The EPA is working to stiffen its enforcement of Title VI of the Civil Rights Act, which broadly forbids discrimination on the basis of race, color, or national origin, the agency’s top lawyer said Tuesday.
“There is a significant amount of work in terms of addressing the number of complaints and reviews that have been submitted” under Title VI, Jeffrey Prieto, general counsel of the Environmental Protection Agency, said at a conference hosted by the American Law Institute.
The EPA is also developing training and doing outreach to bulk up its civil rights work, Prieto said.
One of the key ways the agency must address Title VI is in assuring federally funded groups don’t unlawfully discriminate—a critical concern given that the EPA is poised to send out more than $50 billion in new grant funding under the bipartisan infrastructure law.

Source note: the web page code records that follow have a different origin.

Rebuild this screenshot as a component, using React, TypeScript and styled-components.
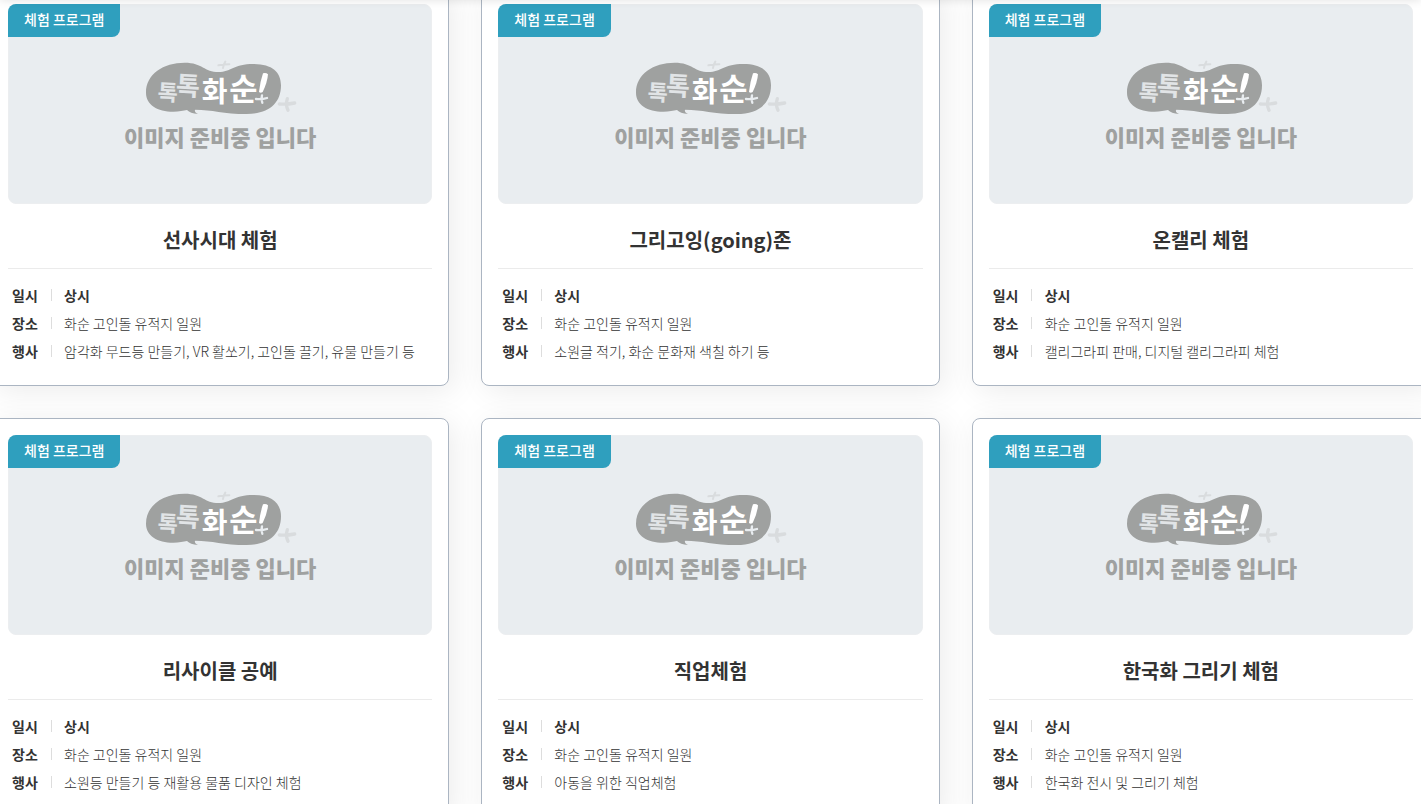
import React from "react";
import styled, { createGlobalStyle } from "styled-components";

const GlobalStyle = createGlobalStyle`
  *, *::before, *::after { box-sizing: border-box; }
  body {
    margin: 0;
    background: #fff;
    color: #333;
    font-family: "Noto Sans CJK KR", "Noto Sans", sans-serif;
    font-size: 14px;
    line-height: 28px;
  }
`;

const Page = styled.main`
  height: 100vh;
  overflow: hidden;
`;

const HeaderShadow = styled.div`
  position: fixed;
  top: -10px;
  left: 0;
  right: 0;
  height: 10px;
  box-shadow: 0 0 10px rgba(0, 0, 0, 0.12);
  z-index: 2;
`;

const CardGrid = styled.ul`
  display: grid;
  grid-template-columns: repeat(3, minmax(0, 1fr));
  gap: 32px;
  margin: -13px -9px 0;
  padding: 0;
  list-style: none;
`;

const Card = styled.li`
  padding: 16px;
  border: 1px solid #abb5c2;
  border-radius: 8px;
  background: #fff;
  box-shadow: 5px 5px 30px rgba(0, 0, 0, 0.08);
`;

const Thumbnail = styled.div`
  position: relative;
  display: flex;
  flex-direction: column;
  align-items: center;
  height: 200px;
  padding-top: 53px;
  border: 1px solid #eceef0;
  border-radius: 8px;
  background: #e9edf0;
`;

const Badge = styled.span`
  position: absolute;
  top: -1px;
  left: -1px;
  padding: 0 16px 2px;
  border-radius: 8px 0;
  background: #2f9fbe;
  color: #fff;
  font-weight: 500;
  line-height: 31px;
  white-space: nowrap;
`;

const Logo = styled.svg`
  display: block;
  width: 160px;
  height: 60px;
`;

const LogoText = styled.text`
  font-family: "Noto Sans CJK KR", sans-serif;
  font-weight: 700;
`;

const Notice = styled.p`
  margin: 2px 0 0;
  color: #9fa1a0;
  font-size: 22px;
  font-weight: 900;
  line-height: 32px;
  white-space: nowrap;
`;

const Title = styled.h2`
  margin: 0;
  padding: 20px 0 12px;
  border-bottom: 1px solid #ebebeb;
  font-size: 20px;
  font-weight: 700;
  line-height: 32px;
  text-align: center;
`;

const Details = styled.dl`
  margin: 0;
  padding: 12px 4px 4px;
`;

const Detail = styled.div`
  display: flex;
  align-items: center;
`;

const Term = styled.dt`
  display: flex;
  align-items: center;
  flex: none;
  width: 52px;
  font-weight: 700;

  &::after {
    content: "";
    width: 1px;
    height: 12px;
    margin-left: 13px;
    background: #ddd;
  }
`;

const Value = styled.dd<{ $strong?: boolean }>`
  margin: 0;
  color: #333;
  font-weight: ${(p) => (p.$strong ? 700 : 300)};
  white-space: nowrap;
`;

const programs = [
  { title: "선사시대 체험", event: "암각화 무드등 만들기, VR 활쏘기, 고인돌 끌기, 유물 만들기 등" },
  { title: "그리고잉(going)존", event: "소원글 적기, 화순 문화재 색칠 하기 등" },
  { title: "온캘리 체험", event: "캘리그라피 판매, 디지털 캘리그라피 체험" },
  { title: "리사이클 공예", event: "소원등 만들기 등 재활용 물품 디자인 체험" },
  { title: "직업체험", event: "아동을 위한 직업체험" },
  { title: "한국화 그리기 체험", event: "한국화 전시 및 그리기 체험" },
];

function PlaceholderLogo() {
  return (
    <Logo viewBox="90 24 480 180" role="img" aria-label="톡톡 화순!">
      <path
        d="M108 128C108 72 160 38 224 38C278 38 282 66 326 66C362 66 372 42 430 42C486 42 513 66 513 106C513 162 474 192 410 192C340 192 306 179 256 179C252 183 256 188 264 192C248 191 238 187 231 180C220 182 208 185 190 185C142 185 108 164 108 128Z"
        fill="#9fa1a0"
      />
      <g fill="none" stroke="#d9dcde" strokeLinecap="round">
        <path d="M325 46Q342 43 358 43M346 35Q340 44 339 54" strokeWidth="6" />
        <path d="M508 162Q530 164 554 159M532 146Q526 164 534 181" strokeWidth="10" />
      </g>
      <g fill="#e1e4e6">
        <LogoText x="143" y="152" fontSize="66" transform="rotate(3 175 130)">톡</LogoText>
        <LogoText x="198" y="136" fontSize="78" transform="rotate(3 235 110)">톡</LogoText>
      </g>
      <g fill="#fff">
        <LogoText x="275" y="157" fontSize="84">화</LogoText>
        <LogoText x="358" y="150" fontSize="92">순</LogoText>
      </g>
      <path d="M459 70Q468 67 474 73Q472 98 458 126Q452 130 447 126Q450 96 459 70Z" fill="#fff" />
      <path d="M438 147Q456 149 471 144M456 136Q452 148 457 158" fill="none" stroke="#e9edf0" strokeWidth="7" strokeLinecap="round" />
    </Logo>
  );
}

export default function App() {
  return (
    <>
      <GlobalStyle />
      <HeaderShadow />
      <Page>
        <CardGrid>
          {programs.map(({ title, event }) => (
            <Card key={title}>
              <Thumbnail>
                <Badge>체험 프로그램</Badge>
                <PlaceholderLogo />
                <Notice>이미지 준비중 입니다</Notice>
              </Thumbnail>
              <Title>{title}</Title>
              <Details>
                <Detail>
                  <Term>일시</Term>
                  <Value $strong>상시</Value>
                </Detail>
                <Detail>
                  <Term>장소</Term>
                  <Value>화순 고인돌 유적지 일원</Value>
                </Detail>
                <Detail>
                  <Term>행사</Term>
                  <Value>{event}</Value>
                </Detail>
              </Details>
            </Card>
          ))}
        </CardGrid>
      </Page>
    </>
  );
}
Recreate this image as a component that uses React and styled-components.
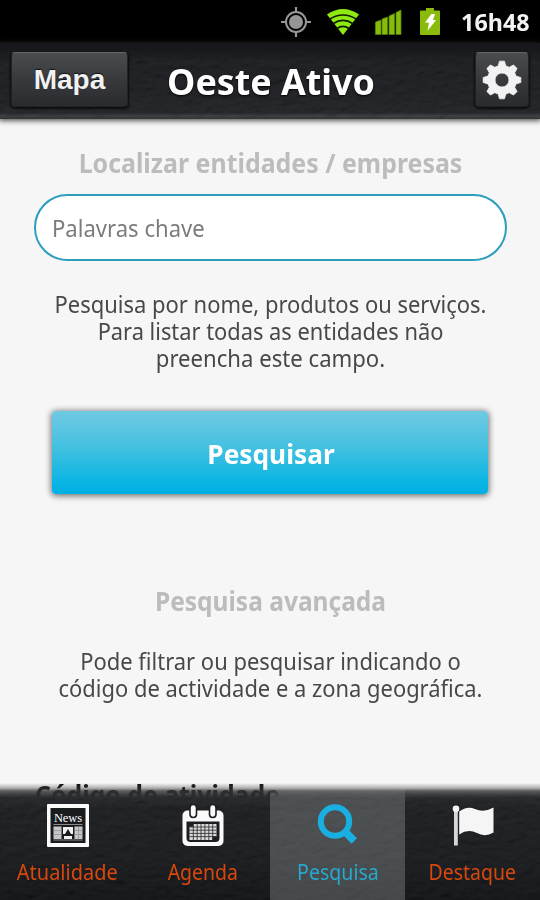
import React from 'react';
import styled, { createGlobalStyle } from 'styled-components';

const GlobalStyle = createGlobalStyle`
  * { box-sizing: border-box; }
  body { margin: 0; background: #f6f6f6; }
  button, input { font: inherit; margin: 0; }
`;

const Screen = styled.div`
  width: 540px;
  height: 900px;
  display: flex;
  flex-direction: column;
  overflow: hidden;
  background: #f6f6f6;
  font-family: 'Noto Sans', 'Open Sans', sans-serif;
`;

/* A single line of text with its glyphs condensed horizontally */
const Line = styled.span`
  display: block;
  white-space: nowrap;
  transform: scaleX(${(p) => p.$fit || 1});
  transform-origin: ${(p) => p.$origin || 'center'};
`;

const StatusBar = styled.div`
  flex: none;
  height: 43px;
  display: flex;
  align-items: center;
  justify-content: flex-end;
  padding: 0 10px 0 0;
  background: #000;
`;

const StatusIcons = styled.div`
  display: flex;
  align-items: center;
  margin-right: 15px;
`;

const Clock = styled.div`
  color: #f4f4f4;
  font-size: 24px;
  font-weight: 700;
  line-height: 44px;
`;

const Header = styled.header`
  position: relative;
  z-index: 2;
  flex: none;
  height: 76px;
  display: grid;
  grid-template-columns: 117px 1fr 54px;
  align-items: start;
  padding: 9px 11px 0;
  background: linear-gradient(#17181c, #1b1c20 70%, #1f2024 92%, #38393b 96%, #2c2d2f);
  box-shadow: 0 1px 5px 1px rgba(50, 50, 45, 0.8);
`;

const Leather = styled.svg`
  position: absolute;
  inset: 0;
  width: 100%;
  height: 100%;
  opacity: ${(p) => p.$strength};
  pointer-events: none;
  mask-image: linear-gradient(transparent 5px, #000 18px);
`;

const HeaderButton = styled.button`
  position: relative;
  height: 55px;
  display: flex;
  align-items: center;
  justify-content: center;
  padding: 0;
  border: 1px solid #222326;
  border-top-color: #646669;
  border-radius: 4px;
  background: linear-gradient(#4b4c50, #38393d 50%, #2a2b2f);
  box-shadow: 0 1px 2px 1px rgba(0, 0, 0, 0.65);
  color: #f1f1f1;
  font-family: 'Liberation Sans', Arial, sans-serif;
  font-size: 28px;
  font-weight: 700;
  line-height: 52px;
  text-shadow: 0 -1px 1px #111;
`;

const Title = styled.h1`
  position: relative;
  margin: 0;
  padding-right: 61px;
  color: #fff;
  font-size: 36px;
  font-weight: 700;
  line-height: 59px;
  text-align: center;
  text-shadow: 0 1px 2px #000;
`;

const Main = styled.main`
  flex: 1;
  min-height: 0;
  overflow: hidden;
  padding-top: 24px;
  text-align: center;
`;

const SectionTitle = styled.h2`
  margin: 0;
  padding-left: 1px;
  color: ${(p) => (p.$dark ? '#111' : '#bbbdbb')};
  font-size: 26px;
  font-weight: 700;
  line-height: 40px;
`;

const SearchField = styled.label`
  display: flex;
  align-items: center;
  height: 67px;
  margin: 11px 33px 0 34px;
  padding: 0 16px;
  border: 2px solid #2b9dbd;
  border-radius: 34px;
  background: #fff;
  color: #7c7c7c;
  font-size: 24px;
  line-height: 64px;
`;

const Hint = styled.p`
  margin: ${(p) => p.$gap}px 0 0;
  padding-left: 1px;
  color: #484848;
  font-size: 24px;
  line-height: 27px;
`;

const SearchButton = styled.button`
  display: block;
  width: 436px;
  height: 83px;
  margin: 40px auto 0 52px;
  padding: 0 0 0 2px;
  border: 0;
  border-radius: 4px;
  background: linear-gradient(#70c9e3, #42c0e0 45%, #07b4e3 88%, #02afe4);
  box-shadow: 0 1px 6px 1px rgba(0, 0, 0, 0.55);
  color: #fff;
  font-size: 26px;
  font-weight: 700;
  line-height: 87px;
`;

const AdvancedTitle = styled(SectionTitle)`
  margin-top: 87px;
`;

const ActivityTitle = styled(SectionTitle)`
  margin: 74px 0 0 34px;
  text-align: left;
`;

/* Overlaps the end of the scrolled content with a soft translucent edge */
const TabBar = styled.nav`
  position: relative;
  z-index: 2;
  flex: none;
  height: 117px;
  margin-top: -14px;
  display: grid;
  grid-template-columns: repeat(4, 135px);
  background: linear-gradient(rgba(20,20,20,0), rgba(70,70,70,.4) 5px, rgba(50,51,54,.8) 8px, rgba(41,42,45,.93) 12px, #232427 15px, #1a1b1e 25px, #17181b 65%, #0f1013);
`;

const Tab = styled.button`
  position: relative;
  display: flex;
  flex-direction: column;
  align-items: center;
  padding: 21px 0 0;
  border: 0;
  background: ${(p) =>
    p.$active
      ? 'linear-gradient(rgba(215,228,225,0) 4px, rgba(215,228,225,.2) 14px, rgba(215,228,225,.235) 28px)'
      : 'none'};
  color: ${(p) => (p.$active ? '#27a8cf' : '#d8480c')};
  font-size: 21.5px;
  line-height: 32px;

  svg { display: block; margin-bottom: 9px; }
`;

const LeatherTexture = ({ id, strength }) => (
  <Leather $strength={strength} aria-hidden="true">
    <filter id={id} x="0" y="0" width="100%" height="100%">
      <feTurbulence type="fractalNoise" baseFrequency="0.09 0.15" numOctaves="2" seed="8" />
      <feDiffuseLighting lightingColor="#fff" surfaceScale="2">
        <feDistantLight azimuth="65" elevation="30" />
      </feDiffuseLighting>
    </filter>
    <rect width="100%" height="100%" filter={`url(#${id})`} />
  </Leather>
);

const gearPath = (() => {
  const pts = [];
  for (let i = 0; i < 8; i++) {
    const a = (i * Math.PI) / 4;
    [[-0.27, 14.6], [-0.13, 19], [0.13, 19], [0.27, 14.6]].forEach(([d, r]) => {
      pts.push(`${(20 + r * Math.sin(a + d)).toFixed(2)} ${(20 - r * Math.cos(a + d)).toFixed(2)}`);
    });
  }
  return `M${pts.join('L')}ZM20 13a7 7 0 1 0 0 14a7 7 0 1 0 0-14Z`;
})();

const GearIcon = () => (
  <svg width="40" height="40" viewBox="0 0 40 40">
    <path d={gearPath} fill="#f2f2f2" stroke="#f2f2f2" strokeWidth="0.8" strokeLinejoin="round" fillRule="evenodd" />
  </svg>
);

const StatusGlyphs = () => (
  <svg width="164" height="36" viewBox="280 4 164 36">
    <g stroke="#969696" fill="none">
      <circle cx="296" cy="22" r="10" strokeWidth="2" />
      <path d="M296 7v6M296 31v6M281 22h6M305 22h6" strokeWidth="2.2" />
      <circle cx="296" cy="22" r="7" fill="#969696" stroke="none" />
    </g>
    <path d="M327 14.500Q343 3.500 359 14.500L343 35Z" fill="#8eea10" />
    <g fill="none" stroke="#101c02" strokeWidth="1.700">
      <path d="M329.500 19.200Q343 10.800 356.500 19.200" />
      <path d="M333 23.700Q343 17.200 353 23.700" />
      <path d="M337 28.500Q343 24.200 349 28.500" />
    </g>
    <g fill="#86bd0a" stroke="#577e08" strokeWidth=".8">
      <path d="M375.400 22L381 20V34.500H375.400ZM382 19L387.500 17V34.500H382ZM389 16L394.500 13.500V34.500H389ZM396 12.500L401 10V34.500H396Z" />
    </g>
    <path d="M426 8h8v2.500h5q1 0 1 1V34q0 1-1 1H421q-1 0-1-1V11.500q0-1 1-1h5Z" fill="#8aba0c" />
    <path d="M431.500 14H435l-2 6 3 .3-8.500 10.500 1.500-8-4-.3Z" fill="#fff" />
  </svg>
);

const NewsIcon = () => (
  <svg width="42" height="43" viewBox="0 0 42 43">
    <rect width="42" height="43" rx="1" fill="#fafafa" />
    <rect x="3.500" y="4" width="35" height="35" fill="#191b1f" />
    <text x="21" y="18" textAnchor="middle" textLength="28" fontFamily="Liberation Serif, serif" fontSize="12.500" fill="#fff">News</text>
    <path d="M6.500 20.500H35.500M6.500 36H35.500" stroke="#8a8b8c" strokeWidth="1" />
    <g fill="#c6c6c6">
      <rect x="6.500" y="22.500" width="8" height="12.500" />
      <rect x="27.500" y="22.500" width="8" height="12.500" />
    </g>
    <path d="M6.500 26.500h8M6.500 30.500h8M27.500 26.500h8M27.500 30.500h8M31.500 22.500v12.500" stroke="#8b8d90" strokeWidth=".7" />
    <path d="M16 23h10v7h-2l-3-5-3 5h-2ZM17 32h8v3h-8Z" fill="#f0f0f0" />
  </svg>
);

const CalendarIcon = () => (
  <svg width="42" height="43" viewBox="0 0 42 43">
    <rect x=".5" y="6.500" width="41" height="35.500" rx="5" fill="#fafafa" />
    <path d="M4.500 17.500h33V34q0 4-4 4H8.500q-4 0-4-4Z" fill="#1b1d21" />
    <g fill="#fafafa" stroke="#1b1d21" strokeWidth="1.600">
      <rect x="8" y=".5" width="6.500" height="13" rx="3.200" />
      <rect x="27.500" y=".5" width="6.500" height="13" rx="3.200" />
    </g>
    <rect x="7.500" y="20" width="27" height="16" fill="#d9d9d9" />
    <path d="M7.500 23h27M7.500 26.200h27M7.500 29.400h27M7.500 32.600h27M11.300 20v16M15.200 20v16M19 20v16M22.900 20v16M26.800 20v16M30.700 20v16" stroke="#242629" strokeWidth=".8" />
    <path d="M7 19.500h4.300v3.300H7ZM30.500 32.600h5V37h-5Z" fill="#1b1d21" />
  </svg>
);

const SearchIcon = () => (
  <svg width="42" height="43" viewBox="0 0 42 43">
    <circle cx="18" cy="17.500" r="14.200" fill="none" stroke="#19afe0" strokeWidth="6" />
    <path d="M27 26.500L37.300 37" stroke="#19afe0" strokeWidth="7.500" />
  </svg>
);

const FlagIcon = () => (
  <svg width="42" height="43" viewBox="0 0 42 43">
    <path d="M2 5.500h3.800V41.500H2Z" fill="#d7d7d7" />
    <circle cx="4" cy="4.700" r="3.300" fill="#f4f4f4" />
    <path d="M7.200 7.500Q15 1.500 23 5Q32 9 41.500 3.500V28.500Q33 33.500 25 29Q16 24.500 7.200 30.500Z" fill="#f5f5f5" />
  </svg>
);

const TABS = [
  { label: 'Atualidade', Icon: NewsIcon, fit: 0.93 },
  { label: 'Agenda', Icon: CalendarIcon, fit: 0.905 },
  { label: 'Pesquisa', Icon: SearchIcon, fit: 0.91, active: true },
  { label: 'Destaque', Icon: FlagIcon, fit: 0.905 },
];

export default function App() {
  return (
    <Screen>
      <GlobalStyle />
      <StatusBar>
        <StatusIcons><StatusGlyphs /></StatusIcons>
        <Clock><Line $fit={0.97} $origin="right">16h48</Line></Clock>
      </StatusBar>
      <Header>
        <LeatherTexture id="leather-top" strength={0.05} />
        <HeaderButton><Line>Mapa</Line></HeaderButton>
        <Title><Line $fit={0.995}>Oeste Ativo</Line></Title>
        <HeaderButton aria-label="Definições"><GearIcon /></HeaderButton>
      </Header>
      <Main>
        <SectionTitle><Line $fit={0.958}>Localizar entidades / empresas</Line></SectionTitle>
        <SearchField><Line $fit={0.92} $origin="left">Palavras chave</Line></SearchField>
        <Hint $gap={29}>
          <Line $fit={0.915}>Pesquisa por nome, produtos ou serviços.</Line>
          <Line $fit={0.91}>Para listar todas as entidades não</Line>
          <Line $fit={0.922}>preencha este campo.</Line>
        </Hint>
        <SearchButton><Line $fit={1.01}>Pesquisar</Line></SearchButton>
        <AdvancedTitle><Line $fit={0.943}>Pesquisa avançada</Line></AdvancedTitle>
        <Hint $gap={26}>
          <Line $fit={0.915}>Pode filtrar ou pesquisar indicando o</Line>
          <Line $fit={0.913}>código de actividade e a zona geográfica.</Line>
        </Hint>
        <ActivityTitle $dark><Line $fit={0.955} $origin="left">Código de atividade</Line></ActivityTitle>
      </Main>
      <TabBar>
        <LeatherTexture id="leather-bottom" strength={0.05} />
        {TABS.map(({ label, Icon, fit, active }) => (
          <Tab key={label} $active={active}>
            <Icon />
            <Line $fit={fit}>{label}</Line>
          </Tab>
        ))}
      </TabBar>
    </Screen>
  );
}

Prieto’s remarks amplify comments made in November by Lilian Dorka, the EPA’s director of external civil rights, who said the agency would switch from mostly reacting to complaints to a “more proactive program” under civil rights laws.
Historically, the EPA hasn’t always fully used its authority of Title VI, Dorka said in November. She said her team was asking staff to identify how the agency could improve Title VI compliance in planning, guidance, directives, and permitting.
The civil rights work also pairs with EPA Administrator Michael Regan’s emphasis on environmental justice, which Prieto called a “true priority” of the agency.
The Biden administration is working on a long-awaited screening tool that can identify neighborhoods suffering from environmental neglect. Prieto said the administration is “building upon what has already been done and trying to improve upon that, as opposed to trying to do something and starting over.”
Some environmental justice advocates have grown frustrated, saying the location of vulnerable communities is already well-known.
Prieto also acknowledged the effects of the coronavirus pandemic on the Office of General Counsel, nodding to the reality that most EPA staffers have been working remotely, and that the agency’s unions have resisted calls to return to the office.
“As we enter back into whatever the new normal would be, I look forward to working with our union partners to establish and create an office that, frankly, has learned from the past two years and is able to take the best of what we’ve learned and to adapt into what we will be doing in the future,” he said.